#### [EXERCISE DIRECTIONS]
Write out the data below exactly as given, without any of its pictures.

#### [DATA SEGMENT]
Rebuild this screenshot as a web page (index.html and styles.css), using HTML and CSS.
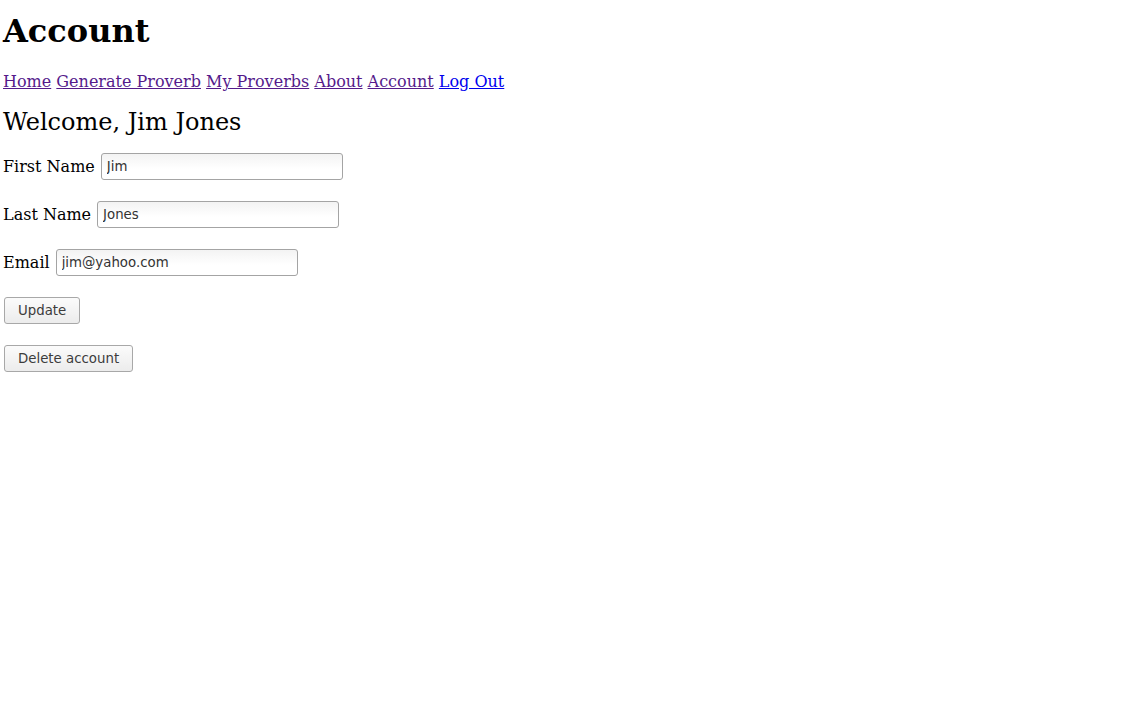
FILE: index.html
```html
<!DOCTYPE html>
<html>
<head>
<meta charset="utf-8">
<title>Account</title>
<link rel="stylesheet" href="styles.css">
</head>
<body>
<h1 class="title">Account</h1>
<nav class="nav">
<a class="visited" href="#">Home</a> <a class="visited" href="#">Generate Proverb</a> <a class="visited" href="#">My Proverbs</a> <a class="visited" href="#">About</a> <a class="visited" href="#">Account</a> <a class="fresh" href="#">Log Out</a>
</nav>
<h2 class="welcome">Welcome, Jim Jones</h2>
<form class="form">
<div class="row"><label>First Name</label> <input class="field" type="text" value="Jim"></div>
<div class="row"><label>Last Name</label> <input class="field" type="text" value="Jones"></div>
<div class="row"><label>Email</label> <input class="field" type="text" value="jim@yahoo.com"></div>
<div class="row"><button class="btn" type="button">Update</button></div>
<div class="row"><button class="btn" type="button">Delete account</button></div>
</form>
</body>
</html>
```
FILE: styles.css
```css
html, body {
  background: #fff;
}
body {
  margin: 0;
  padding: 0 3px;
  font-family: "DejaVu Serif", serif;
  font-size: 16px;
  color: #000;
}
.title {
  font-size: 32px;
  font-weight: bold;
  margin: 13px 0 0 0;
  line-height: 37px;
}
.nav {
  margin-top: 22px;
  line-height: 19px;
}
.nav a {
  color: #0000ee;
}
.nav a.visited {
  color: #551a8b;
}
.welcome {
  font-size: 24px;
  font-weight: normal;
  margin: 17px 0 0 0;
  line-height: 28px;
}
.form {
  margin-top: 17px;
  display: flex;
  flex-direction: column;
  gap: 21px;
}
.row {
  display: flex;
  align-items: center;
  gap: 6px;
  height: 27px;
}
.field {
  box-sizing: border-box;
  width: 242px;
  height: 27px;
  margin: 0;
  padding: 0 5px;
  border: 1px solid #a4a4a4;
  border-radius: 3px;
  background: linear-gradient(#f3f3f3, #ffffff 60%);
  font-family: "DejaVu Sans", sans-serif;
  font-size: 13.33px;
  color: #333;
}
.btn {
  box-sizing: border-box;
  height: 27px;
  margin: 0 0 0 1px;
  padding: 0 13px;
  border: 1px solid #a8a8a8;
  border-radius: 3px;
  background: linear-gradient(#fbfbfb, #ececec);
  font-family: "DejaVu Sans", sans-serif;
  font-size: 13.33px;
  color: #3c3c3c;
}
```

#### [SOLUTION FOR THIS EXERCISE]
Rebuild this screenshot as a web page (index.html and styles.css), using HTML and CSS.
FILE: index.html
```html
<!DOCTYPE html>
<html>
<head>
<meta charset="utf-8">
<title>Account</title>
<link rel="stylesheet" href="styles.css">
</head>
<body>
<h1 class="title">Account</h1>
<nav class="nav">
<a class="visited" href="#">Home</a> <a class="visited" href="#">Generate Proverb</a> <a class="visited" href="#">My Proverbs</a> <a class="visited" href="#">About</a> <a class="visited" href="#">Account</a> <a class="fresh" href="#">Log Out</a>
</nav>
<h2 class="welcome">Welcome, Jim Jones</h2>
<form class="form">
<div class="row"><label>First Name</label> <input class="field" type="text" value="Jim"></div>
<div class="row"><label>Last Name</label> <input class="field" type="text" value="Jones"></div>
<div class="row"><label>Email</label> <input class="field" type="text" value="jim@yahoo.com"></div>
<div class="row"><button class="btn" type="button">Update</button></div>
<div class="row"><button class="btn" type="button">Delete account</button></div>
</form>
</body>
</html>
```
FILE: styles.css
```css
html, body {
  background: #fff;
}
body {
  margin: 0;
  padding: 0 3px;
  font-family: "DejaVu Serif", serif;
  font-size: 16px;
  color: #000;
}
.title {
  font-size: 32px;
  font-weight: bold;
  margin: 13px 0 0 0;
  line-height: 37px;
}
.nav {
  margin-top: 22px;
  line-height: 19px;
}
.nav a {
  color: #0000ee;
}
.nav a.visited {
  color: #551a8b;
}
.welcome {
  font-size: 24px;
  font-weight: normal;
  margin: 17px 0 0 0;
  line-height: 28px;
}
.form {
  margin-top: 17px;
  display: flex;
  flex-direction: column;
  gap: 21px;
}
.row {
  display: flex;
  align-items: center;
  gap: 6px;
  height: 27px;
}
.field {
  box-sizing: border-box;
  width: 242px;
  height: 27px;
  margin: 0;
  padding: 0 5px;
  border: 1px solid #a4a4a4;
  border-radius: 3px;
  background: linear-gradient(#f3f3f3, #ffffff 60%);
  font-family: "DejaVu Sans", sans-serif;
  font-size: 13.33px;
  color: #333;
}
.btn {
  box-sizing: border-box;
  height: 27px;
  margin: 0 0 0 1px;
  padding: 0 13px;
  border: 1px solid #a8a8a8;
  border-radius: 3px;
  background: linear-gradient(#fbfbfb, #ececec);
  font-family: "DejaVu Sans", sans-serif;
  font-size: 13.33px;
  color: #3c3c3c;
}
```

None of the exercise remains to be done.